We hold that the cause of action did not survive Kelly. He did not prosecute any phase of it, either under the Labor Act, nor as a suit in damages, so as to have it transmitted to his heirs. See the following persuasive cases in our Louisiana law: Tete v. Lanaux, Ex’r, 45 La.Ann. 1343, 1347, 14 So. 241; Chivers v. Roger, 50 La.Ann. 57, 23 So. 100; Kerner v. Trans-Mississippi Terminal R. Co., 158 La. 853, 104 So. 740; Reed v. Warren, 172 La. 1082, 1085, 1086, 136 So. 59; Succession of Deshotels, 144 La. 580, 80 So. 883.

The organ of this opinion indicates in the case of Smith v. Texas & N. O. R. Co., at 32 F.Supp. 1013, that Kelly’s right of action, if any, could not pass to his sister, for at page 1015 of that case we say:

“The answer as to whether or not plaintiffs are to have a cause or right of action under this general prayer for legal and equitable relief is to be found in the compromise agreement. Assuming, without deciding, that Smith’s rights have passed to his children, the question is whether or not, under the provisions of the compromise, the rights have been lost through collective bargaining.” (Italics ours.)

See, also, Savaria v. United States Railroad Administration, et al., 151 La. 156, 91 So. 661.

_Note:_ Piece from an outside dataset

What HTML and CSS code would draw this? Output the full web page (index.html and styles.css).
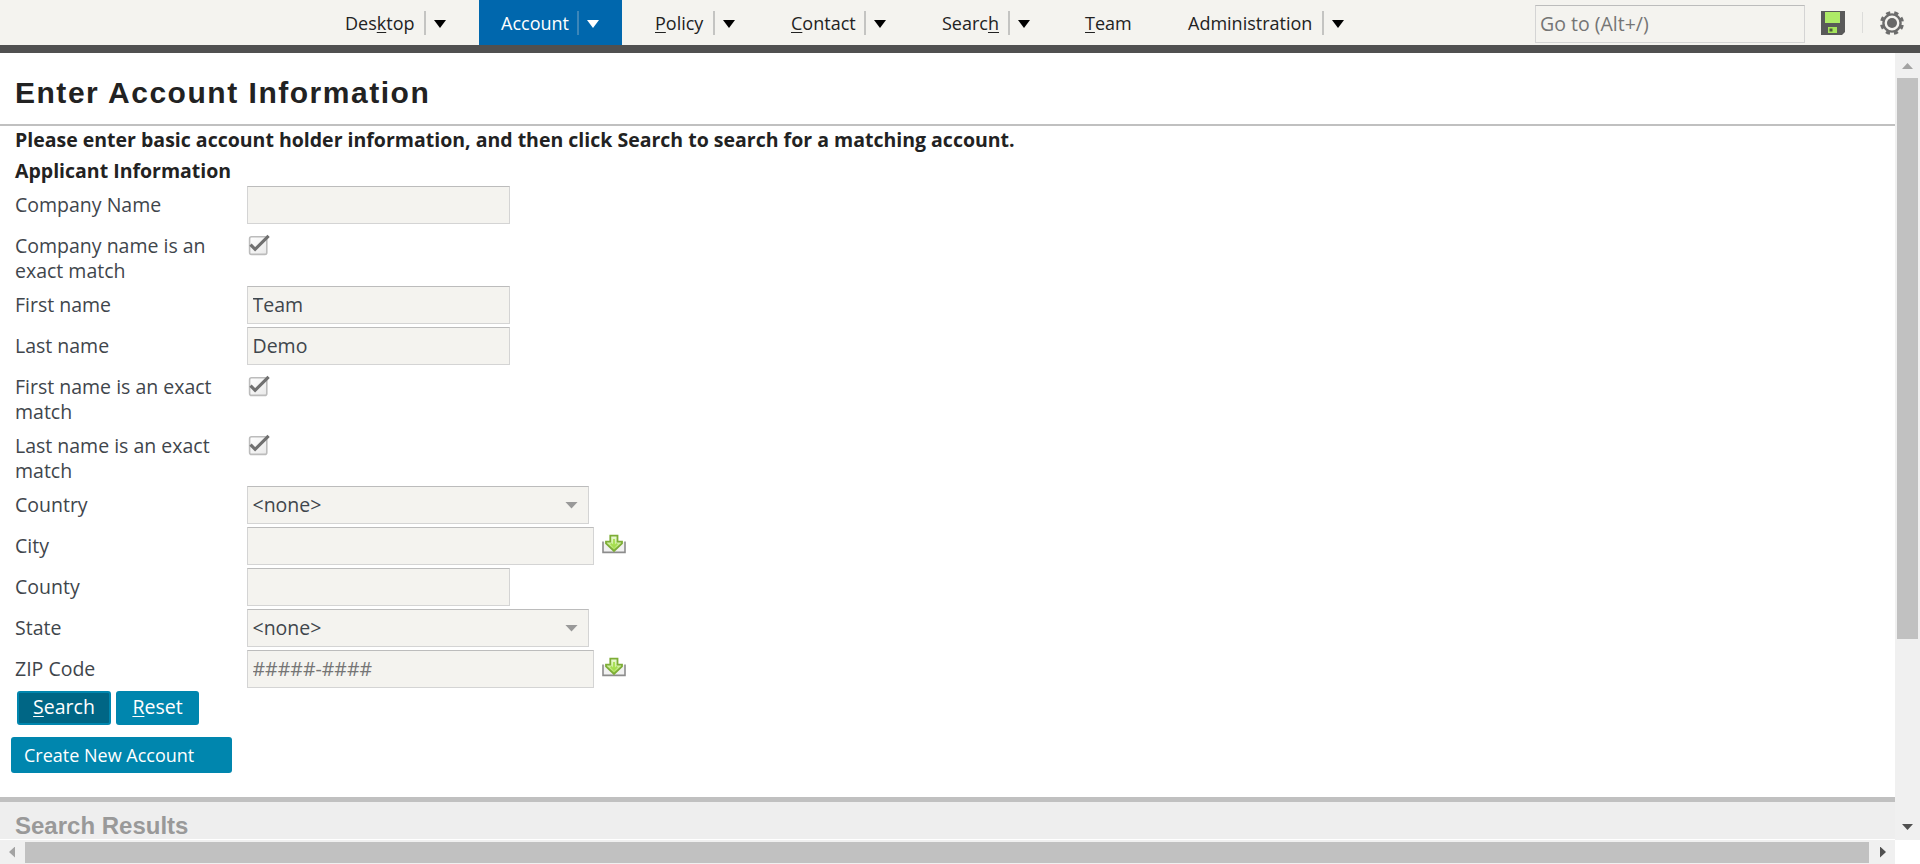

So, without going into the complicated maze of multiplied legal questions to arise from the amended complaint of the motion to dismiss, under reasons a, b, and c, we sustain the motion to dismiss on reason d, which, we think, is clear and decisive. In case of a reversal on appeal, we shall then have Items A, B, C, D, and E of the supplemental motion to dismiss, and reason e, prescription, of the original motion to dismiss, to consider and decide.

We believe that laches, item (f), because our Civil Code provides the very definitely fixed and classified rules of prescription, does not exist as such in Louisiana.

Judgment will be signed sustaining the motion to dismiss.